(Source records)

════════════════

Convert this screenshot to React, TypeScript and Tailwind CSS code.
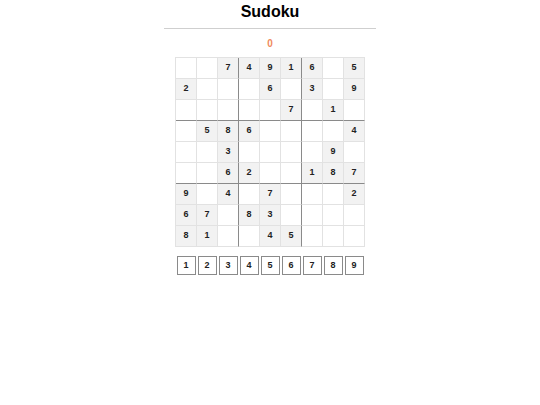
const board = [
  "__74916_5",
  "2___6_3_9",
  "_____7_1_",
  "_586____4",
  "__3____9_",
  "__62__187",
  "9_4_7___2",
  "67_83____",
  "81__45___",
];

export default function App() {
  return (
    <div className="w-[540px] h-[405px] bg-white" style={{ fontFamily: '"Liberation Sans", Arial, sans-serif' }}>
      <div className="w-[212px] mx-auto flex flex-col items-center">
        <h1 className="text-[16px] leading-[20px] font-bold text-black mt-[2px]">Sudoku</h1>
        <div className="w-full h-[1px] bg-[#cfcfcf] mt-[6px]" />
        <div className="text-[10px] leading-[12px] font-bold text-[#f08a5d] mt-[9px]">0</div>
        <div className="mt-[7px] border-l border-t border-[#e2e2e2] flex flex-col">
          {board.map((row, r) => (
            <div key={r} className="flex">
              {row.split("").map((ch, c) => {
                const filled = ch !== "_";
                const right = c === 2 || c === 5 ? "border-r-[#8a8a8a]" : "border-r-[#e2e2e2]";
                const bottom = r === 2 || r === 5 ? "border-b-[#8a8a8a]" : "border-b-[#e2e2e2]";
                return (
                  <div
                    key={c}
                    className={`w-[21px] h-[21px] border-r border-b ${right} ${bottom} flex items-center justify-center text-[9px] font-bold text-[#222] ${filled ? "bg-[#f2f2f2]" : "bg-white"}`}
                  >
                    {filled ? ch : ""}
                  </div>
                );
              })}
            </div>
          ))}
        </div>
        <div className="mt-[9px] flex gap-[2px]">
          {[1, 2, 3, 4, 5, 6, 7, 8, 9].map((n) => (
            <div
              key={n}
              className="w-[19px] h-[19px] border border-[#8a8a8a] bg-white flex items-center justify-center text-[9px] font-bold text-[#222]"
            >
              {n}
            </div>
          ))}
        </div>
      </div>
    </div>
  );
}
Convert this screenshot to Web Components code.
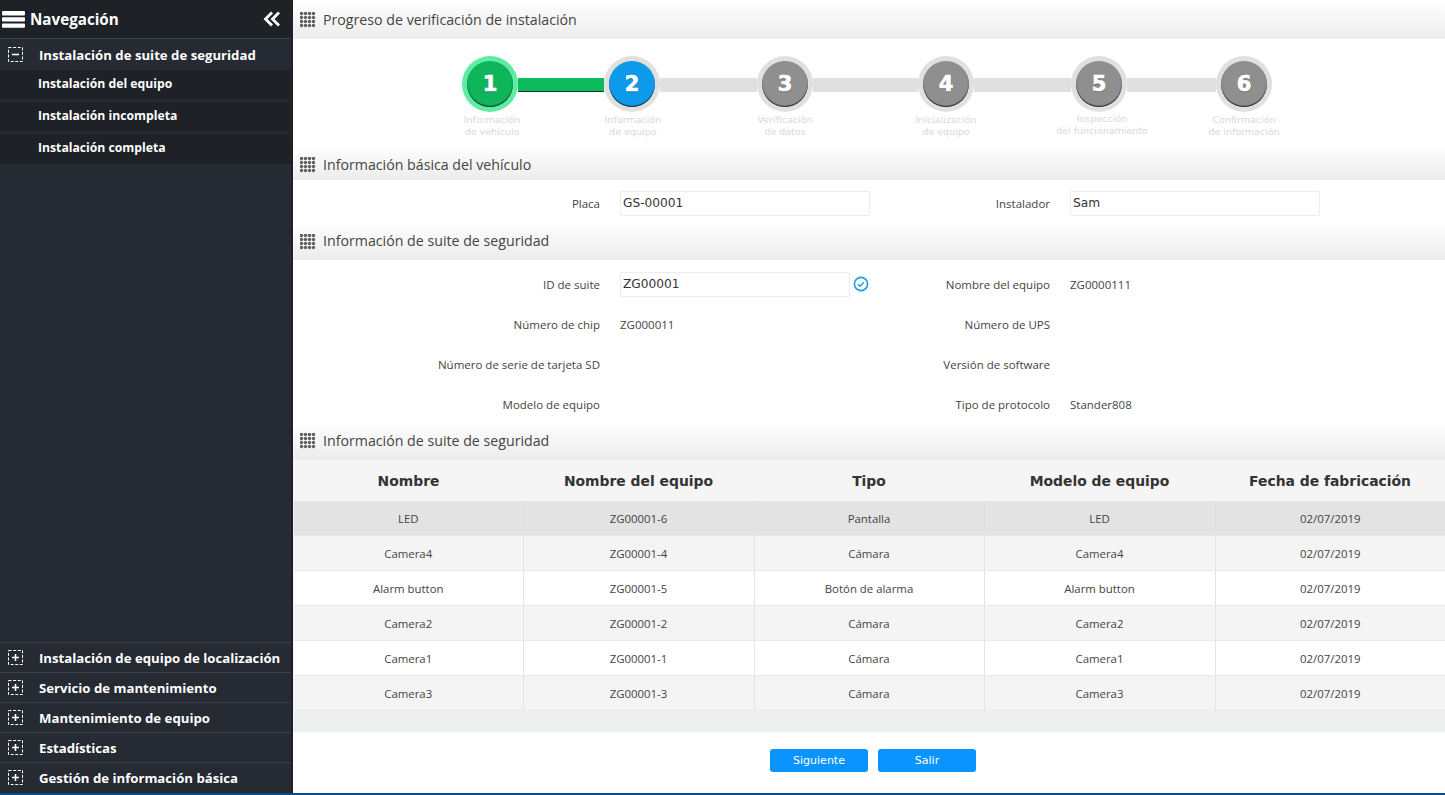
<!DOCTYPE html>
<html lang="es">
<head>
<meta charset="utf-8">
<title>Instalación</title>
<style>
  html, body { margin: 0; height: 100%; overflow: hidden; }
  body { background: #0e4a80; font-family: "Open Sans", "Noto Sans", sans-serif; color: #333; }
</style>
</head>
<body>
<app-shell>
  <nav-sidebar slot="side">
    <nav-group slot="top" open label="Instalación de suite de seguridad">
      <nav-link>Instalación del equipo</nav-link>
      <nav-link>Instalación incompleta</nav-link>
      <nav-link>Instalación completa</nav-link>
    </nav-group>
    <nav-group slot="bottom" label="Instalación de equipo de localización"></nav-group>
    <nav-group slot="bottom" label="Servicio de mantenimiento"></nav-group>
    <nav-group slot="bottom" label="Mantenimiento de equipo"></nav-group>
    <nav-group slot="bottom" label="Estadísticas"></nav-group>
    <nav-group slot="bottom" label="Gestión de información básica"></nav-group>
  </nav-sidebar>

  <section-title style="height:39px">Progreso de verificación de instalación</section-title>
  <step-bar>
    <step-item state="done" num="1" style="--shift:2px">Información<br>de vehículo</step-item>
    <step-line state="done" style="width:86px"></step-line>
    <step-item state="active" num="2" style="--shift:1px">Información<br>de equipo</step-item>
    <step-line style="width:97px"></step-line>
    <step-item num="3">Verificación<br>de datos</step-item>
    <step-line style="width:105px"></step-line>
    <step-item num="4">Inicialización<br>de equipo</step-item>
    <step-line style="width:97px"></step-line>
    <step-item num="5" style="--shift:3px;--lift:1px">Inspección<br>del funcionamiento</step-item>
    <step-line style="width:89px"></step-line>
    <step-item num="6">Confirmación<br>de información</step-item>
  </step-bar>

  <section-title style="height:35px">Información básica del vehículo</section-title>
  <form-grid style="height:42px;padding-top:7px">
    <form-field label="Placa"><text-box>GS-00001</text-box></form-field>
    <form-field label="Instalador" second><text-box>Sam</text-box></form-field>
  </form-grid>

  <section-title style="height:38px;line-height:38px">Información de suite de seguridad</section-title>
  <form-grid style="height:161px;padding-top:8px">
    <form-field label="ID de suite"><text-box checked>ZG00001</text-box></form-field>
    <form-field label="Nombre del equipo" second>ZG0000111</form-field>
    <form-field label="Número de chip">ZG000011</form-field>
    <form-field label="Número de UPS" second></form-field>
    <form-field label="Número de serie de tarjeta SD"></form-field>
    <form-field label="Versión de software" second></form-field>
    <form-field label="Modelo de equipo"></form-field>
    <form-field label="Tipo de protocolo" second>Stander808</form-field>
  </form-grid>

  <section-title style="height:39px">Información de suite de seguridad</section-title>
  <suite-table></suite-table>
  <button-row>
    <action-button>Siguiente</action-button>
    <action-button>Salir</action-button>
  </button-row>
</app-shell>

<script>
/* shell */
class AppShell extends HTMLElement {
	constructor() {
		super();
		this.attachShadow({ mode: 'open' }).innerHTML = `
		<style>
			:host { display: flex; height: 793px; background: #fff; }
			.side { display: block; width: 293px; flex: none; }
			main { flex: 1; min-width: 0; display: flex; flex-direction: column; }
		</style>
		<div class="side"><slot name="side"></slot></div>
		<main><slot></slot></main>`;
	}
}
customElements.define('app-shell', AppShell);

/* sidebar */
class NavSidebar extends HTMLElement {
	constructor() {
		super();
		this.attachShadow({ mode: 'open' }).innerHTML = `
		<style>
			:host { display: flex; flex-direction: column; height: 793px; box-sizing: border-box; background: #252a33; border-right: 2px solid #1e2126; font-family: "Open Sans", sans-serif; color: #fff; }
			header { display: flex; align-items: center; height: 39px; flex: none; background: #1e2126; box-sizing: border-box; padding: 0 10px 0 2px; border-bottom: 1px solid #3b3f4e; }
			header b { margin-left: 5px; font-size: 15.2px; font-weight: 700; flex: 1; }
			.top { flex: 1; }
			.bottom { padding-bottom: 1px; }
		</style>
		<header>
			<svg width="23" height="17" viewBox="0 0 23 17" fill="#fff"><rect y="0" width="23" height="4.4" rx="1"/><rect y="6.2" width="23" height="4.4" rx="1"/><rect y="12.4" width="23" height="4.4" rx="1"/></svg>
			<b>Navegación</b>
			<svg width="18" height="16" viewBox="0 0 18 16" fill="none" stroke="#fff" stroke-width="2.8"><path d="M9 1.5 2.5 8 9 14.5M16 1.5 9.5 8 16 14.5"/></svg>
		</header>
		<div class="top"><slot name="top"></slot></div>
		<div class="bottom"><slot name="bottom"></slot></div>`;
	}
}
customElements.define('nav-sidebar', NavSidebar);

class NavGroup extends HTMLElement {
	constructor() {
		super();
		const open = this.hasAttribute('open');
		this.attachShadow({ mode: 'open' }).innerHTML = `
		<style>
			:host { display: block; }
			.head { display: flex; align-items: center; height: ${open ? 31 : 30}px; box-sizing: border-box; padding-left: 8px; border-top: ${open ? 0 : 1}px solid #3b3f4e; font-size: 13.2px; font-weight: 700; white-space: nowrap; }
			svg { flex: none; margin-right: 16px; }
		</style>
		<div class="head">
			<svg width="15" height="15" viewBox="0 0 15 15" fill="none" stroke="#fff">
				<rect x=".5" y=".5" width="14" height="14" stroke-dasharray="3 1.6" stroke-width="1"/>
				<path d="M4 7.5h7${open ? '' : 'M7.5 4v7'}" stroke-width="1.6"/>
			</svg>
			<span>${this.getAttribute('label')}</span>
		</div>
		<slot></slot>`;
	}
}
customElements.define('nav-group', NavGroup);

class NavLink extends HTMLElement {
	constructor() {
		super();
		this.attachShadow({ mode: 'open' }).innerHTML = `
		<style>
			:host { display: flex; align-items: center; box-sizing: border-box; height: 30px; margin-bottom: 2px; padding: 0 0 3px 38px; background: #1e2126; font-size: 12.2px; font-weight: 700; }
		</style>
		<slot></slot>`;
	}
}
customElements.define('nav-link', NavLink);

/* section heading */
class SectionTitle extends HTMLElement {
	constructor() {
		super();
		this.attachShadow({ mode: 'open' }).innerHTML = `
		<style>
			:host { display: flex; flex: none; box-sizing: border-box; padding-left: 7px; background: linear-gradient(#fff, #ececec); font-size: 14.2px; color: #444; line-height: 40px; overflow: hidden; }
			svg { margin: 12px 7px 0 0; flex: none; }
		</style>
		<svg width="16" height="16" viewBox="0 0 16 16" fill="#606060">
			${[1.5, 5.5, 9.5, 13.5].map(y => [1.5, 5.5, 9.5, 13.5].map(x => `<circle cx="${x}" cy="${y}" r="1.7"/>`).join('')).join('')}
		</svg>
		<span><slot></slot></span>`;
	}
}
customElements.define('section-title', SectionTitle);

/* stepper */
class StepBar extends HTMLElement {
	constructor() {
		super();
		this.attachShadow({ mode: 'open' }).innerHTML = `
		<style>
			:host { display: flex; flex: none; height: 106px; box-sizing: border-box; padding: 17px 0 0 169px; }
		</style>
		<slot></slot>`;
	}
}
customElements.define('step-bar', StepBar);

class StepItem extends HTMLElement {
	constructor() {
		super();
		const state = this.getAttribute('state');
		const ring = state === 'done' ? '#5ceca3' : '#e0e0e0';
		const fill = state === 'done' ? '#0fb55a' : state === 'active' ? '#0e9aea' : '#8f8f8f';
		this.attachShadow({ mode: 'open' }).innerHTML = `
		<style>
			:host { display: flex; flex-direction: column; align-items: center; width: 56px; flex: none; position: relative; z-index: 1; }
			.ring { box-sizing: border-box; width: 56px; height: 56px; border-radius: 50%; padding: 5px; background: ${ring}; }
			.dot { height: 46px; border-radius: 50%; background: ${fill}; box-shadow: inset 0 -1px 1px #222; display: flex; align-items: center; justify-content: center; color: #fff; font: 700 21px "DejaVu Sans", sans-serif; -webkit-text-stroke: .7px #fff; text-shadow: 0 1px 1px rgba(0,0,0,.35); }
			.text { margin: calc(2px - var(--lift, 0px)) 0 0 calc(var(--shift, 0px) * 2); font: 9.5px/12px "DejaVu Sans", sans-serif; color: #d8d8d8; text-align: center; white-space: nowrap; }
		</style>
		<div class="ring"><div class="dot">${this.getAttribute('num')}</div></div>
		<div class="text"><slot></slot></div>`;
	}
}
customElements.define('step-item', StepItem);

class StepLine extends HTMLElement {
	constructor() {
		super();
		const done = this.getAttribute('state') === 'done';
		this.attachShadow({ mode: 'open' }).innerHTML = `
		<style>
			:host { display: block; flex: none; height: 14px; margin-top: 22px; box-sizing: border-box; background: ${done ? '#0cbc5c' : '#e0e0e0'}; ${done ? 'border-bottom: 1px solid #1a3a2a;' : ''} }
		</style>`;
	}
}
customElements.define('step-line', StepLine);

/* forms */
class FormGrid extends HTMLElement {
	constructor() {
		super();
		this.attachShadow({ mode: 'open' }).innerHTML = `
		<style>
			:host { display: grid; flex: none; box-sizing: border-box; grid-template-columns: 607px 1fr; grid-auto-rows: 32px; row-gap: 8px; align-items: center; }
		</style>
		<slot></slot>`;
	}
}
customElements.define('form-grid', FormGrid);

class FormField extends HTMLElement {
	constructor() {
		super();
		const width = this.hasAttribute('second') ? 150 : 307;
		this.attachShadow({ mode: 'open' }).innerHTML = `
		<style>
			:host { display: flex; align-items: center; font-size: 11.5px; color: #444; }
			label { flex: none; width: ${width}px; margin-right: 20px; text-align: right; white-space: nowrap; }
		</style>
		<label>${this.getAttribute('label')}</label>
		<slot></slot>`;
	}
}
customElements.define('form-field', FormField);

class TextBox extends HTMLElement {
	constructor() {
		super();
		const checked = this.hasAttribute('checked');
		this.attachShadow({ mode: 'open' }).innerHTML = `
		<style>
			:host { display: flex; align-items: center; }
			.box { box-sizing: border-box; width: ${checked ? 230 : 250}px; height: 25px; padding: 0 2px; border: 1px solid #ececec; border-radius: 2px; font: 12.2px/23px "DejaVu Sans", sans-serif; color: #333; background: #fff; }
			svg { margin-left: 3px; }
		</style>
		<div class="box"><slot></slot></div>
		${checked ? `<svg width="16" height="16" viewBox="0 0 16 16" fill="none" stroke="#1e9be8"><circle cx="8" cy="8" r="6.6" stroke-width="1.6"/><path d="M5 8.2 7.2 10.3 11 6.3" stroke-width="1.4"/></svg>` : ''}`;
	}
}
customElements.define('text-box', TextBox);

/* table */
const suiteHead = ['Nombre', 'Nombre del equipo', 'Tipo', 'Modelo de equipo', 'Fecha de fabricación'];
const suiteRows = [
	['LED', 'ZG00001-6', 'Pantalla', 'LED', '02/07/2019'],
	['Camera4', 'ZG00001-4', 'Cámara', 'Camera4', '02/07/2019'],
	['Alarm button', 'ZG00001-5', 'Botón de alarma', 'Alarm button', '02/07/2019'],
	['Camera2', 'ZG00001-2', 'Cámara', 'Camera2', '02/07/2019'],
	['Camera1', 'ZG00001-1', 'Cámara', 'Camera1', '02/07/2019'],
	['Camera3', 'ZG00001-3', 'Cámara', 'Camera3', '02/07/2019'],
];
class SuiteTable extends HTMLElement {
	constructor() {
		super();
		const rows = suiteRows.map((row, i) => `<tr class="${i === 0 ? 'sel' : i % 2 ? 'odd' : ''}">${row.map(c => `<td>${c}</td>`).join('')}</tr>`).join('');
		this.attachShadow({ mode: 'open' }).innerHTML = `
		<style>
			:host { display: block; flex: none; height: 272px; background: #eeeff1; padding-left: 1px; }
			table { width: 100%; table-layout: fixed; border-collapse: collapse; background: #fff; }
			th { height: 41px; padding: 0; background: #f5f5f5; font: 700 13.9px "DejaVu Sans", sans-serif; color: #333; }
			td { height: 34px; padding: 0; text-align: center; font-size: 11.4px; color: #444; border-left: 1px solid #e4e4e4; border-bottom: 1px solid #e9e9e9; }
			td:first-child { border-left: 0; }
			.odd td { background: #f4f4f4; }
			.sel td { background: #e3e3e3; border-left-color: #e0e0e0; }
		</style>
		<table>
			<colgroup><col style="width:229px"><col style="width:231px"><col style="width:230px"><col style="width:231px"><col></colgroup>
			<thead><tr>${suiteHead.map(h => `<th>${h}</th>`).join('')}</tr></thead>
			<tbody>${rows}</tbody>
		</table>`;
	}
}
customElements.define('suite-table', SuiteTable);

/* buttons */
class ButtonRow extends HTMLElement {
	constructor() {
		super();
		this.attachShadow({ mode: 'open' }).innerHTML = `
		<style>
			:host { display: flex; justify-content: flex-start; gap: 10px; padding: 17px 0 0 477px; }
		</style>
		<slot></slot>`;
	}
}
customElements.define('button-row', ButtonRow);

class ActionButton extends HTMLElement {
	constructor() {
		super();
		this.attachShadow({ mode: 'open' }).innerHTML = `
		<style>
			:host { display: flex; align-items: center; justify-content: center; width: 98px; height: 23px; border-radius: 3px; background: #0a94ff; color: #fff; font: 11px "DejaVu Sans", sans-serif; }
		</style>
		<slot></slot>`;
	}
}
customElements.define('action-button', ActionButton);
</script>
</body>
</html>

════════════════

**TASK TO COMPLETE:** Find the count of lines in the data above where the string "Convert" occurs. Provide that number alone.

**THE SOLUTION:** 2